The important changes are:

  1. stacking your transition probabilities into a matrix variable recognized by the PyMC backend (I’m using Aesara but this has just recently been forked to PyTensor, and I noticed you’re on PyMC3, so you’d be using theano. Both of us need to update our PyMC installs)
  2. Drawing a single initial_state from a single distribution with 20 possible outcomes. I believe this gets to your initial question – size gives the size of the output, not the dimensionality of the support. Your categorical distribution has support over 20 numbers, but we only want to draw 1, so size=1.
  3. Make an rng object. The back end needs to pass this along through the recursive computation, so we need to provide it.
  4. Made a function to step the markov chain. Inside that function we make a new Categorical distribution, but we have to use some tricks because we 1. want to update the state of the rng and 2. don’t want to keep all these intermediate distributions on the computational graph.

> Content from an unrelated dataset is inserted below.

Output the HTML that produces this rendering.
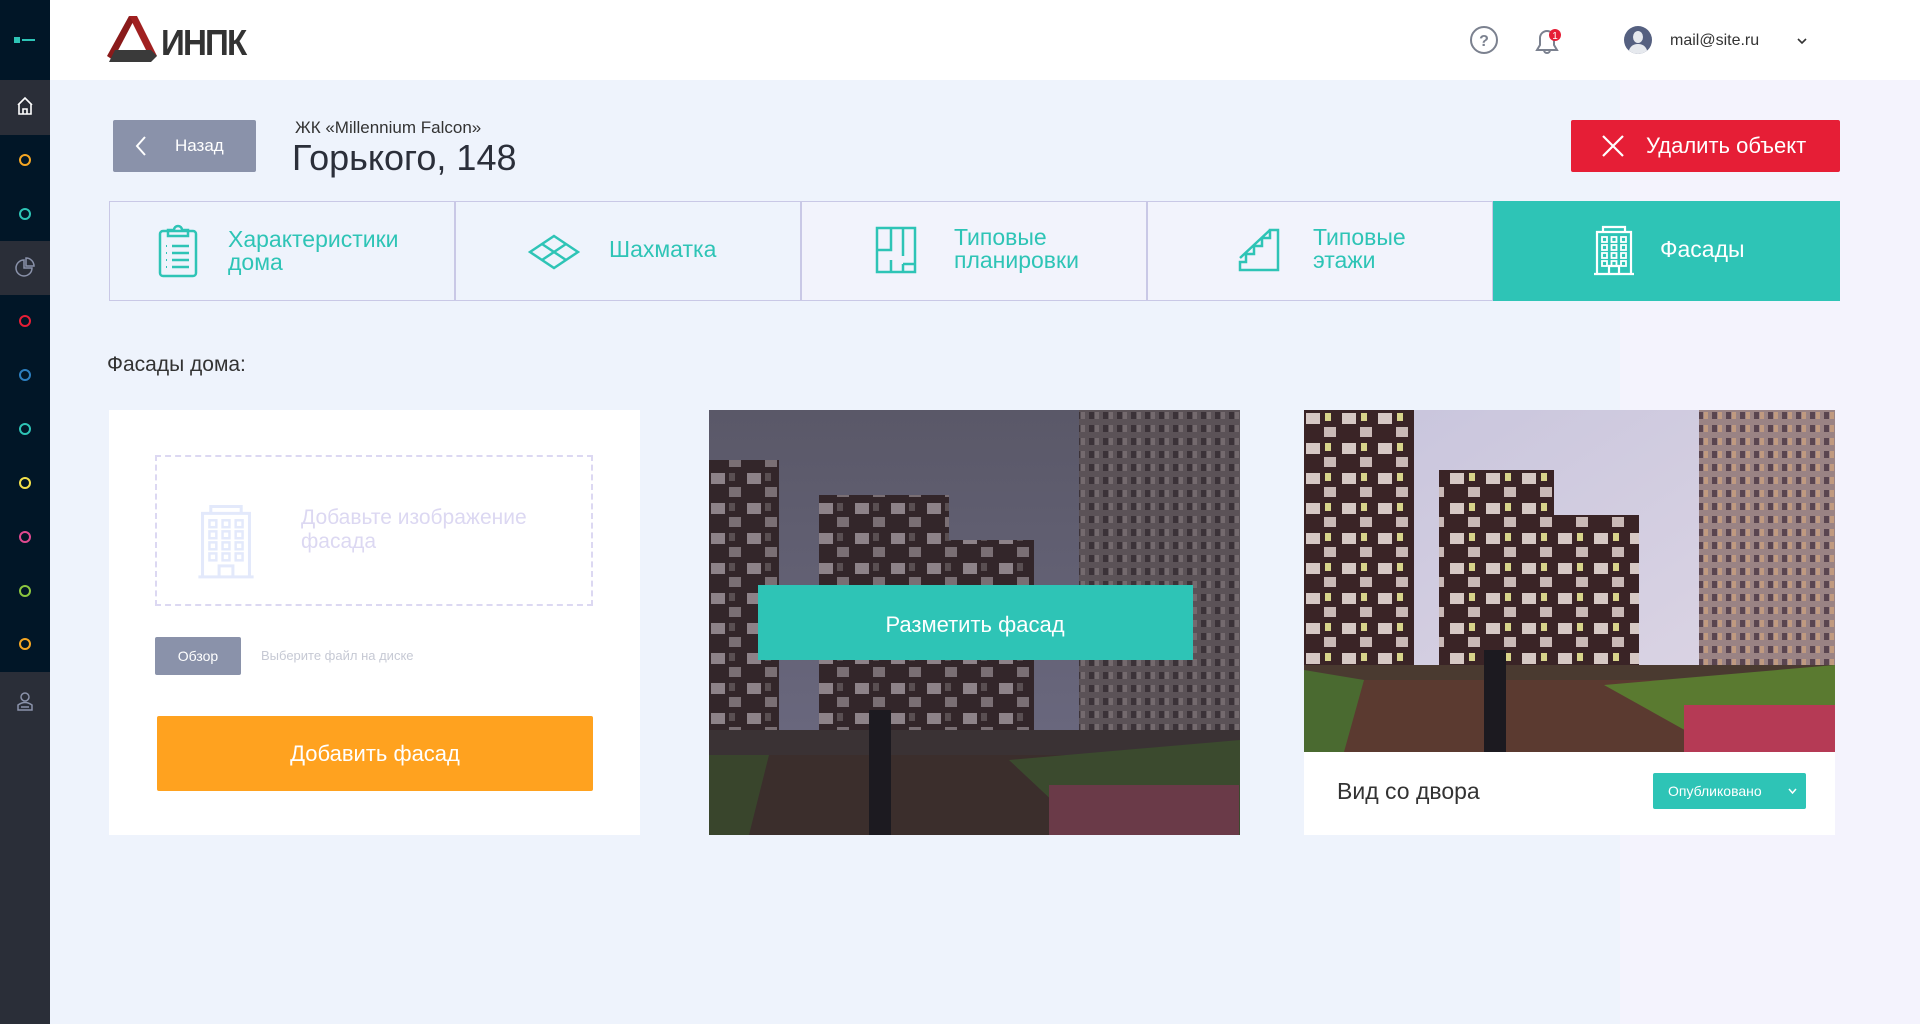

  5. Run a scan to recursively set the next state based on the previous state
  6. Manually add the whole markov chain as a single variable to the model with model.register.
  7. Use pm.sample_prior_predictive (since you didn’t show the model any ground truth data, it doesn’t make sense to use pm.sample), and provide the updates in compile_kwargs.

Note that the number of steps in the markov chain is dictated by n_steps, NOT by the number of draws in pm.sample_prior_predictive!